The Animal Crossing experience has always been a strange mixture of satisfaction and sorrow. There’s nothing quite like the feeling of reeling in a fish you haven’t caught before or digging up the final fossil you need for your museum. It’s thrilling to make friends with new villagers, rediscover old favorites, and to convince villagers to hand over their portraits.

The sorrow usually doesn’t set in until after I’ve stopped playing. At first, I get distracted and don’t pick up the game for a night or two. Then one week goes by, and then another. Before I know it, my beloved town is filled with weeds, and I feel like I can never go back again.

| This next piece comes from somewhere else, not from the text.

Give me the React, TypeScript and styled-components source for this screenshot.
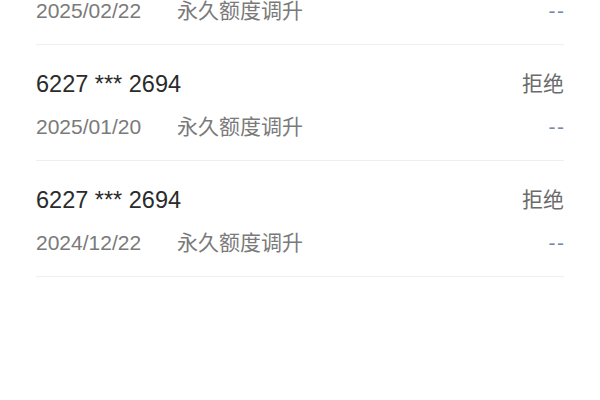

I’ve been struggling with this sad cycle since Animal Crossing debuted on the GameCube, and I’ve never really managed to break out of it. I know I could clean up the weeds, check in with my villagers, and pick up where I left off, but returning to the game after a long absence has always made me feel incredibly guilty. I hate feeling like I abandoned my town, and I hate hearing that my villagers missed me even more.

I get so anxious about hearing that my villagers missed me, in fact, that I have wiped out towns and started over from scratch on numerous occasions. For some reason, I would rather delete my villagers entirely than to listen to them tell me that they worried about me while I was gone.

I’ve been grappling with this dilemma since the new Animal Crossing holiday update was announced. I knew I had to play again. New hairstyles, new reactions, extra storage, and adorable puppy plushies were too much to resist. And I knew I couldn’t bear to delete my five-star island. I’d spent so many hours moving houses and hunting for Raymond; I couldn’t let it all vanish into the ether.

And so I decided to face the music. I charged my Switch, loaded up my island, and tracked down every one of my villagers. I watched them cry, looked at their sad, adorable faces, and listened to them as they told me just how much they had missed me. Raymond thought he was hallucinating when he saw me. Marshall scolded me, and poor traumatized Sherb wept as he told me I couldn’t just disappear without saying anything.

I am not being hyperbolic when I say that it was excruciating. It’s been hours since I loaded up my island, and I still feel genuinely horrible about leaving my poor, helpless villagers alone for so long.

I realize that I am being ridiculously melodramatic. Sure, it’s just a game and yes, my beloved villagers are just bits of code, but that isn’t helping me shake these terrible feelings. I’ll probably put the game down again after a few weeks, and that knowledge is making me feel even worse. The happy smiles of my villagers feel like a ticking time bomb.

But I did get a puppy plushie, so it was probably all worth it. Probably.